Dataset extract

◆ ◆ ◆ ◆

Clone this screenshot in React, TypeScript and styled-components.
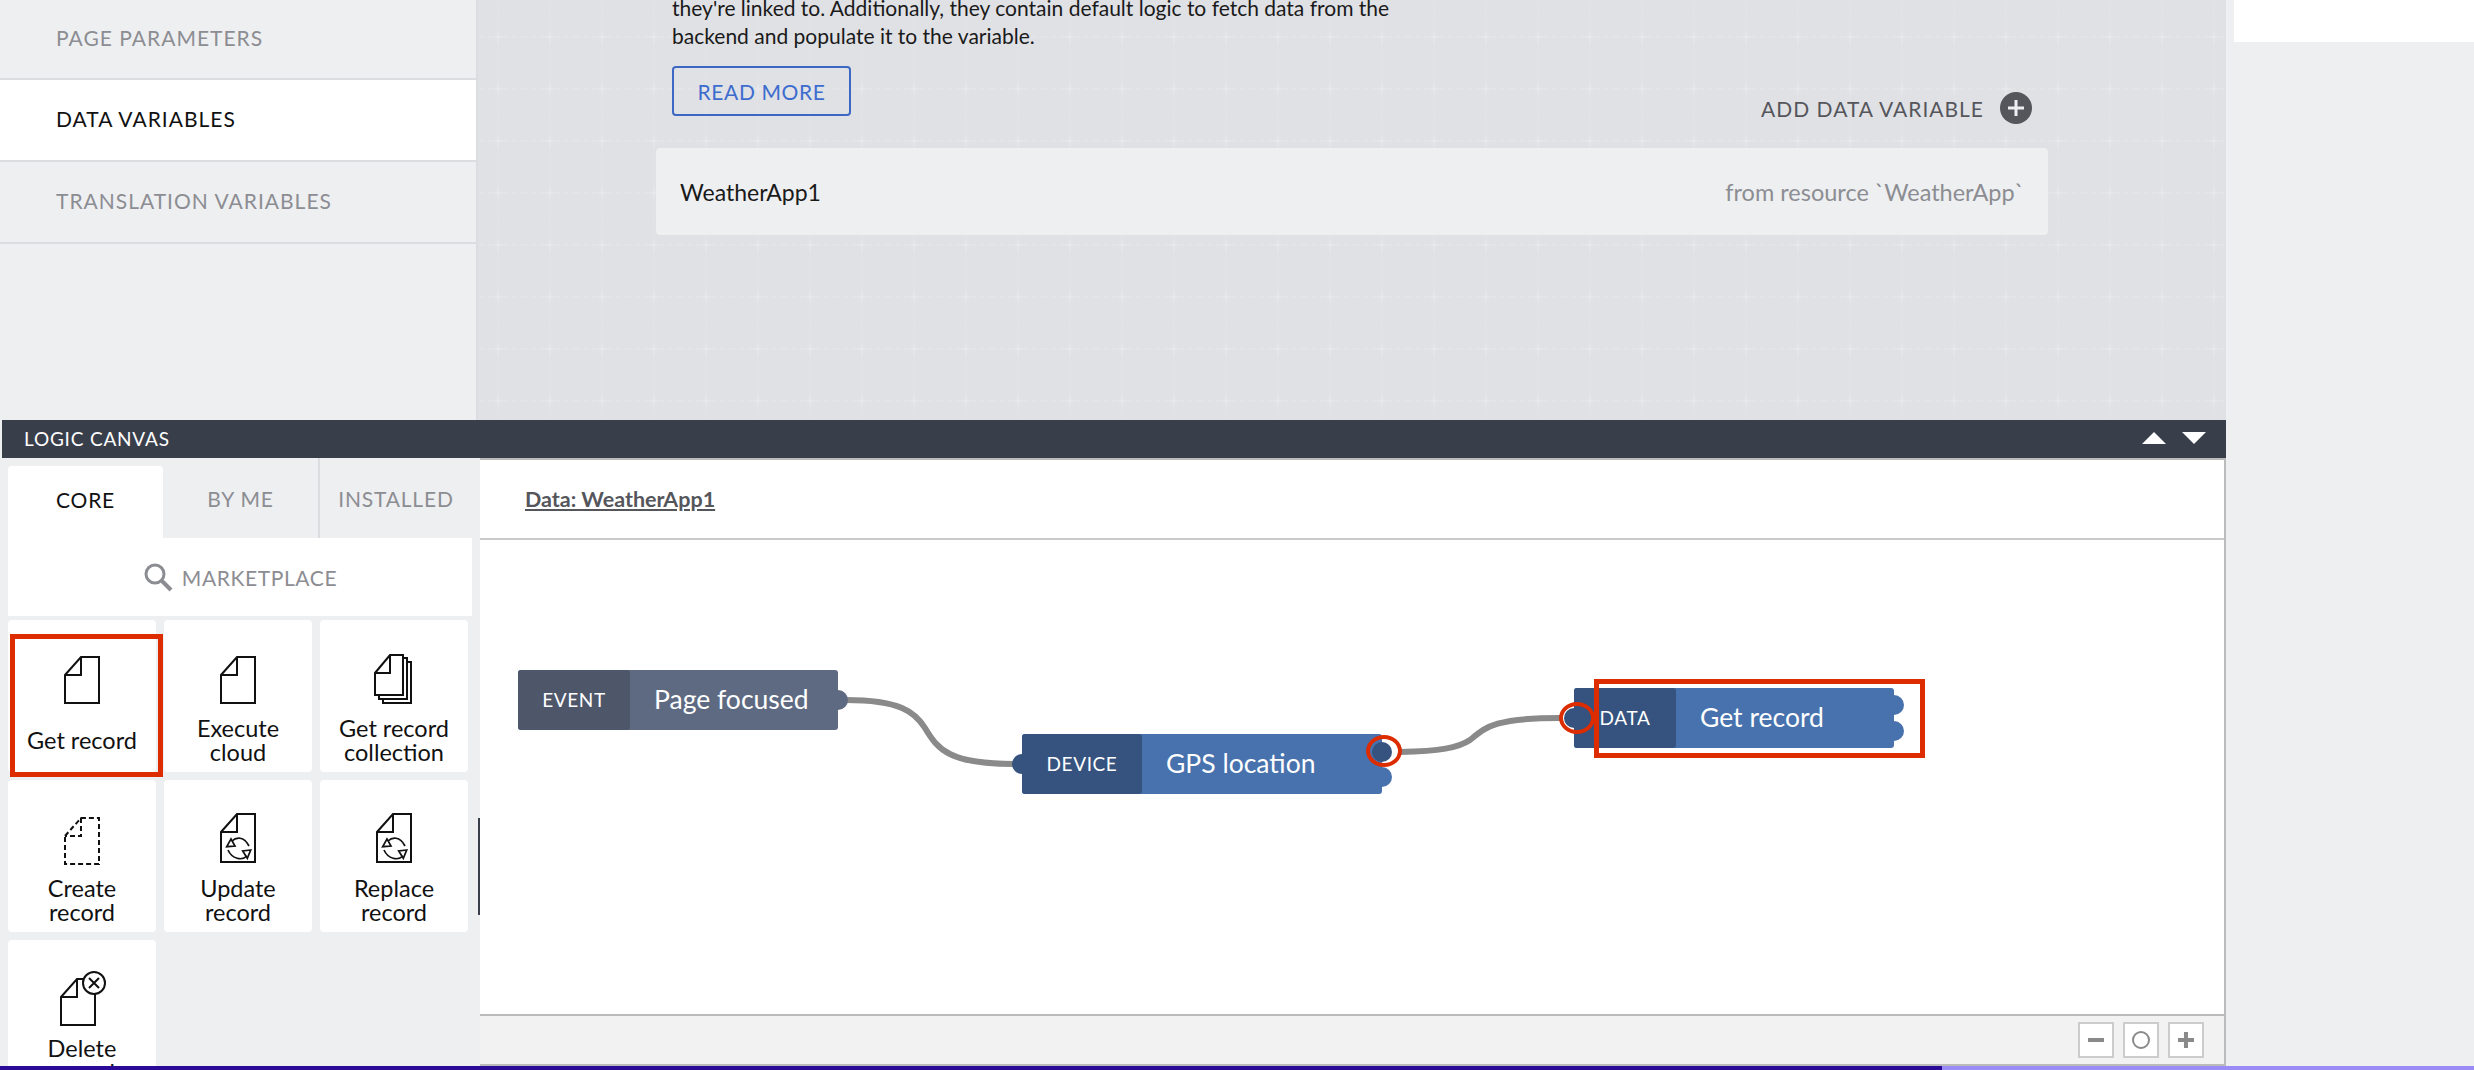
import React from 'react';
import styled, { createGlobalStyle } from 'styled-components';

const GlobalStyle = createGlobalStyle`
  html, body {
    margin: 0;
    padding: 0;
    background: #eeeff1;
    font-family: Lato, "Open Sans", sans-serif;
    overflow: hidden;
  }
`;

const gridTile = encodeURIComponent(
  `<svg xmlns="http://www.w3.org/2000/svg" width="52" height="52">
    <path d="M0 26H52" stroke="#fff" stroke-opacity=".09" stroke-width="2" stroke-dasharray="4 4"/>
    <path d="M26 0V52" stroke="#fff" stroke-opacity=".05" stroke-width="2" stroke-dasharray="4 4"/>
    <path d="M21 26H31M26 21V31" stroke="#fff" stroke-opacity=".16" stroke-width="2"/>
  </svg>`,
);

const Page = styled.div`
  position: relative;
  width: 2474px;
  height: 1070px;
  overflow: hidden;
  display: grid;
  grid-template-columns: 2226px 248px;
  background: #eeeff1;
`;

const Main = styled.div`
  display: flex;
  flex-direction: column;
  height: 1066px;
`;

const Top = styled.div`
  display: flex;
  height: 420px;
  flex: none;
`;

const Sidebar = styled.nav`
  width: 476px;
  flex: none;
  border-right: 2px solid #dcdde0;
  background: #eeeff1;
`;

const SideRow = styled.div<{ $active?: boolean; $h: number }>`
  height: ${p => p.$h}px;
  box-sizing: border-box;
  display: flex;
  align-items: center;
  padding: 0 0 3px 56px;
  border-bottom: 2px solid #dcdde0;
  background: ${p => (p.$active ? '#fff' : 'transparent')};
  color: ${p => (p.$active ? '#111' : '#8c8d92')};
  font-size: 21px;
  letter-spacing: 1px;
`;

const Grid = styled.section`
  flex: 1;
  background-color: #e0e1e5;
  background-image: url("data:image/svg+xml,${gridTile}");
  background-size: 52px 52px;
  background-position: -6px 11px;
  padding-left: 178px;
  overflow: hidden;
`;

const GridInner = styled.div`
  width: 1392px;
  margin-top: -6px;
`;

const Intro = styled.div`
  display: flex;
  justify-content: space-between;
  align-items: flex-end;
  padding: 0 16px;
  height: 130px;
  margin-bottom: 24px;
`;

const Para = styled.p`
  margin: 0;
  width: 740px;
  font-size: 21px;
  line-height: 28px;
  color: #1a1a1a;
`;

const ReadMore = styled.button`
  display: block;
  margin: 16px 0 8px;
  width: 179px;
  height: 50px;
  padding: 0;
  border: 2px solid #3c68c4;
  border-radius: 4px;
  background: transparent;
  color: #3d6ccf;
  font: inherit;
  font-size: 21px;
  letter-spacing: 0.6px;
`;

const AddVar = styled.div`
  display: flex;
  align-items: center;
  gap: 16px;
  color: #55565c;
  font-size: 21px;
  letter-spacing: 1px;
`;

const AddDot = styled.span`
  width: 32px;
  height: 32px;
  border-radius: 50%;
  background: #55565c;
  display: flex;
  align-items: center;
  justify-content: center;
`;

const VarCard = styled.div`
  height: 87px;
  display: flex;
  align-items: center;
  justify-content: space-between;
  padding: 0 24px;
  border-radius: 4px;
  background: #eeeff1;
  font-size: 23px;
  color: #1a1a1a;
`;

const VarSource = styled.span`
  color: #8c8d92;
  font-size: 23.5px;
`;

const Logic = styled.div`
  flex: 1;
  display: flex;
  flex-direction: column;
  min-height: 0;
  padding-left: 2px;
`;

const LogicBar = styled.div`
  height: 38px;
  box-sizing: border-box;
  flex: none;
  display: flex;
  align-items: center;
  justify-content: space-between;
  padding: 0 20px 2px 22px;
  background: #393e4b;
  color: #fff;
  font-size: 19px;
  letter-spacing: 0.8px;
`;

const Arrows = styled.div`
  display: flex;
  gap: 16px;
`;

const Arrow = styled.span<{ $down?: boolean }>`
  width: 0;
  height: 0;
  border-left: 12px solid transparent;
  border-right: 12px solid transparent;
  ${p => (p.$down ? 'border-top: 12px solid #fff;' : 'border-bottom: 12px solid #fff;')}
`;

const LogicBody = styled.div`
  flex: 1;
  display: flex;
  min-height: 0;
  margin-left: -2px;
`;

const Palette = styled.aside`
  position: relative;
  width: 480px;
  flex: none;
  background: #eeeff1;
  overflow: hidden;
`;

const Tabs = styled.div`
  display: grid;
  grid-template-columns: 155px 155px 2px 152px;
  height: 80px;
  margin-left: 8px;
`;

const Tab = styled.div<{ $active?: boolean }>`
  margin-top: ${p => (p.$active ? '8px' : '0')};
  display: flex;
  align-items: center;
  justify-content: center;
  padding-bottom: ${p => (p.$active ? '6px' : '0')};
  border-radius: 4px 4px 0 0;
  background: ${p => (p.$active ? '#fff' : 'transparent')};
  color: ${p => (p.$active ? '#111' : '#8c8d92')};
  font-size: 21px;
  letter-spacing: 0.8px;
`;

const TabDivider = styled.span`
  background: #dcdde0;
`;

const Market = styled.div`
  margin-left: 8px;
  width: 464px;
  height: 78px;
  background: #fff;
  display: flex;
  align-items: center;
  justify-content: center;
  gap: 9px;
  color: #8c8d92;
  font-size: 21px;
  letter-spacing: 0.6px;
`;

const Items = styled.div`
  display: grid;
  grid-template-columns: repeat(3, 148px);
  grid-auto-rows: 152px;
  gap: 8px;
  padding: 4px 0 0 8px;
`;

const Item = styled.div`
  display: flex;
  flex-direction: column;
  align-items: center;
  padding-top: 36px;
  border-radius: 4px;
  background: #fff;
`;

const ItemIcon = styled.svg`
  width: 60px;
  height: 48px;
  flex: none;
  overflow: visible;
  fill: none;
  stroke: #111;
  stroke-width: 2;
`;

const ItemLabel = styled.div`
  margin-top: 12px;
  width: 128px;
  min-height: 48px;
  display: flex;
  align-items: center;
  justify-content: center;
  text-align: center;
  font-size: 23.5px;
  line-height: 24px;
  color: #111;
`;

const ScrollThumb = styled.span`
  position: absolute;
  right: 0;
  top: 360px;
  width: 2px;
  height: 97px;
  background: #393e4b;
`;

const Board = styled.div`
  flex: 1;
  display: flex;
  flex-direction: column;
  border-right: 2px solid #bbb;
  border-top: 2px solid #bbb;
  min-width: 0;
`;

const BoardHead = styled.div`
  height: 78px;
  flex: none;
  display: flex;
  align-items: center;
  padding: 0 0 0 45px;
  background: #fff;
  border-bottom: 2px solid #c9c9c9;
  font-size: 21.5px;
  font-weight: 700;
  color: #55565c;
  text-decoration: underline;
`;

const BoardCanvas = styled.div`
  position: relative;
  flex: 1;
  background: #fff;
`;

const Wires = styled.svg`
  position: absolute;
  left: 0;
  top: 0;
  width: 100%;
  height: 100%;
  fill: none;
  stroke: #8a8a8a;
  stroke-width: 6;
`;

const Node = styled.div<{ $x: number; $y: number; $bg: string }>`
  position: absolute;
  left: ${p => p.$x}px;
  top: ${p => p.$y}px;
  height: 60px;
  display: flex;
  border-radius: 3px;
  background: ${p => p.$bg};
  color: #fff;
`;

const NodeKind = styled.div<{ $bg: string; $w: number }>`
  width: ${p => p.$w}px;
  display: flex;
  align-items: center;
  justify-content: center;
  padding-bottom: 2px;
  box-sizing: border-box;
  border-radius: 3px;
  background: ${p => p.$bg};
  font-size: 19px;
  letter-spacing: 0.6px;
`;

const NodeName = styled.div<{ $w: number }>`
  width: ${p => p.$w}px;
  box-sizing: border-box;
  display: flex;
  align-items: center;
  padding: 0 0 2px 24px;
  font-size: 26.5px;
`;

const Port = styled.span<{ $side: 'left' | 'right'; $y: number; $bg: string }>`
  position: absolute;
  ${p => p.$side}: -10px;
  top: ${p => p.$y - 10}px;
  width: 20px;
  height: 20px;
  border-radius: 50%;
  background: ${p => p.$bg};
`;

const RedBox = styled.div<{ $x: number; $y: number; $w: number; $h: number }>`
  position: absolute;
  left: ${p => p.$x}px;
  top: ${p => p.$y}px;
  width: ${p => p.$w}px;
  height: ${p => p.$h}px;
  box-sizing: border-box;
  border: 5px solid #dd2c00;
  z-index: 3;
`;

const RedRing = styled.div<{ $x: number; $y: number }>`
  position: absolute;
  left: ${p => p.$x - 18}px;
  top: ${p => p.$y - 16}px;
  width: 36px;
  height: 32px;
  box-sizing: border-box;
  border: 4px solid #dd2c00;
  border-radius: 50%;
  z-index: 3;
`;

const BoardFoot = styled.div`
  height: 48px;
  flex: none;
  display: flex;
  align-items: center;
  justify-content: flex-end;
  gap: 9px;
  padding-right: 20px;
  background: #f2f2f2;
  border-top: 2px solid #bbb;
  border-bottom: 2px solid #bbb;
`;

const ZoomBtn = styled.div`
  width: 36px;
  height: 36px;
  box-sizing: border-box;
  border: 2px solid #ccc;
  background: #fff;
  display: flex;
  align-items: center;
  justify-content: center;
`;

const Side = styled.aside`
  background: #eeeff1;
  padding-left: 8px;
`;

const SideWhite = styled.div`
  height: 42px;
  background: #fff;
`;

const Progress = styled.div`
  position: absolute;
  left: 0;
  right: 0;
  bottom: 0;
  height: 4px;
  background: #9a8cf6;
`;

const ProgressFill = styled.div`
  width: 1942px;
  height: 100%;
  background: #2a0a96;
`;

const Doc = () => (
  <>
    <path d="M13 19 29 1H47V47H13Z" />
    <path d="M29 1V19H13" />
  </>
);

const icons: Record<string, React.ReactNode> = {
  get: <Doc />,
  collection: (
    <>
      <path d="M11 17 26-1H39V39H11Z" />
      <path d="M26-1V17H11" />
      <path d="M39 2H43V43H15V39" />
      <path d="M43 6H47V47H19V43" />
    </>
  ),
  create: (
    <g strokeDasharray="5 3" transform="translate(0 1)">
      <Doc />
    </g>
  ),
  sync: (
    <g transform="translate(0 -3)">
      <path d="M13 19 29 1H47V49H13Z" />
      <path d="M29 1V19H13" />
      <g strokeWidth="1.7">
        <path d="M24 28C28 24 36 23 41 33" />
        <path d="M20 37C24 46 34 48 39 43" />
        <path d="M18.7 33.7 23 26 27 33Z" />
        <path d="M42.7 37 34.7 38 39.3 45.3Z" />
      </g>
    </g>
  ),
  remove: (
    <g transform="translate(-4 2)">
      <Doc />
      <circle cx="46" cy="5" r="11" fill="#fff" />
      <path d="M41 0 51 10M51 0 41 10" />
    </g>
  ),
};

const items = [
  { label: 'Get record', icon: 'get' },
  { label: 'Execute cloud', icon: 'get' },
  { label: 'Get record collection', icon: 'collection' },
  { label: 'Create record', icon: 'create' },
  { label: 'Update record', icon: 'sync' },
  { label: 'Replace record', icon: 'sync' },
  { label: 'Delete record', icon: 'remove' },
];

export default function App() {
  return (
    <Page>
      <GlobalStyle />
      <Main>
        <Top>
          <Sidebar>
            <SideRow $h={80}>PAGE PARAMETERS</SideRow>
            <SideRow $h={82} $active>DATA VARIABLES</SideRow>
            <SideRow $h={82}>TRANSLATION VARIABLES</SideRow>
          </Sidebar>
          <Grid>
            <GridInner>
              <Intro>
                <div>
                  <Para>
                    they're linked to. Additionally, they contain default logic to fetch data from the
                    backend and populate it to the variable.
                  </Para>
                  <ReadMore>READ MORE</ReadMore>
                </div>
                <AddVar>
                  ADD DATA VARIABLE
                  <AddDot>
                    <svg width="18" height="18" viewBox="0 0 18 18">
                      <path d="M9 1V17M1 9H17" stroke="#eeeff1" strokeWidth="3" />
                    </svg>
                  </AddDot>
                </AddVar>
              </Intro>
              <VarCard>
                WeatherApp1
                <VarSource>from resource `WeatherApp`</VarSource>
              </VarCard>
            </GridInner>
          </Grid>
        </Top>
        <Logic>
          <LogicBar>
            LOGIC CANVAS
            <Arrows>
              <Arrow />
              <Arrow $down />
            </Arrows>
          </LogicBar>
          <LogicBody>
            <Palette>
              <Tabs>
                <Tab $active>CORE</Tab>
                <Tab>BY ME</Tab>
                <TabDivider />
                <Tab>INSTALLED</Tab>
              </Tabs>
              <Market>
                <svg width="30" height="30" viewBox="0 0 30 30" fill="none" stroke="#8c8d92">
                  <circle cx="12" cy="12" r="9" strokeWidth="3" />
                  <path d="M18 18 28 28" strokeWidth="4" />
                </svg>
                MARKETPLACE
              </Market>
              <Items>
                {items.map(item => (
                  <Item key={item.label}>
                    <ItemIcon viewBox="0 0 60 48">{icons[item.icon]}</ItemIcon>
                    <ItemLabel>{item.label}</ItemLabel>
                  </Item>
                ))}
              </Items>
              <ScrollThumb />
            </Palette>
            <Board>
              <BoardHead>Data: WeatherApp1</BoardHead>
              <BoardCanvas>
                <Wires>
                  <path d="M366 160C420 160 435 172 445 188C458 210 470 224 534 224" />
                  <path d="M920 212C960 211 978 208 990 200C1005 188 1012 178 1080 178" />
                </Wires>
                <Node $x={38} $y={130} $bg="#5e6a82">
                  <NodeKind $bg="#4e566a" $w={112}>EVENT</NodeKind>
                  <NodeName $w={208}>Page focused</NodeName>
                  <Port $side="right" $y={30} $bg="#5e6a82" />
                </Node>
                <Node $x={542} $y={194} $bg="#4872ad">
                  <NodeKind $bg="#35537e" $w={120}>DEVICE</NodeKind>
                  <NodeName $w={240}>GPS location</NodeName>
                  <Port $side="left" $y={30} $bg="#35537e" />
                  <Port $side="right" $y={18} $bg="#35537e" />
                  <Port $side="right" $y={43} $bg="#4872ad" />
                </Node>
                <Node $x={1094} $y={148} $bg="#4872ad">
                  <NodeKind $bg="#35537e" $w={102}>DATA</NodeKind>
                  <NodeName $w={218}>Get record</NodeName>
                  <Port $side="left" $y={30} $bg="#35537e" />
                  <Port $side="right" $y={17} $bg="#4872ad" />
                  <Port $side="right" $y={43} $bg="#4872ad" />
                </Node>
                <RedRing $x={904} $y={211} />
                <RedRing $x={1097} $y={178} />
                <RedBox $x={1114} $y={139} $w={331} $h={79} />
              </BoardCanvas>
              <BoardFoot>
                <ZoomBtn>
                  <svg width="18" height="18" viewBox="0 0 18 18"><path d="M1 9H17" stroke="#8a8a8a" strokeWidth="4" /></svg>
                </ZoomBtn>
                <ZoomBtn>
                  <svg width="20" height="20" viewBox="0 0 20 20"><circle cx="10" cy="10" r="8" fill="none" stroke="#8a8a8a" strokeWidth="2" /></svg>
                </ZoomBtn>
                <ZoomBtn>
                  <svg width="18" height="18" viewBox="0 0 18 18"><path d="M1 9H17M9 1V17" stroke="#8a8a8a" strokeWidth="4" /></svg>
                </ZoomBtn>
              </BoardFoot>
            </Board>
          </LogicBody>
        </Logic>
      </Main>
      <Side>
        <SideWhite />
      </Side>
      <RedBox $x={10} $y={634} $w={153} $h={143} />
      <Progress>
        <ProgressFill />
      </Progress>
    </Page>
  );
}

◆ ◆ ◆ ◆

Aim
From the listing, copy every line where the string "React" appears.

Task output
Clone this screenshot in React, TypeScript and styled-components.
import React from 'react';
const icons: Record<string, React.ReactNode> = {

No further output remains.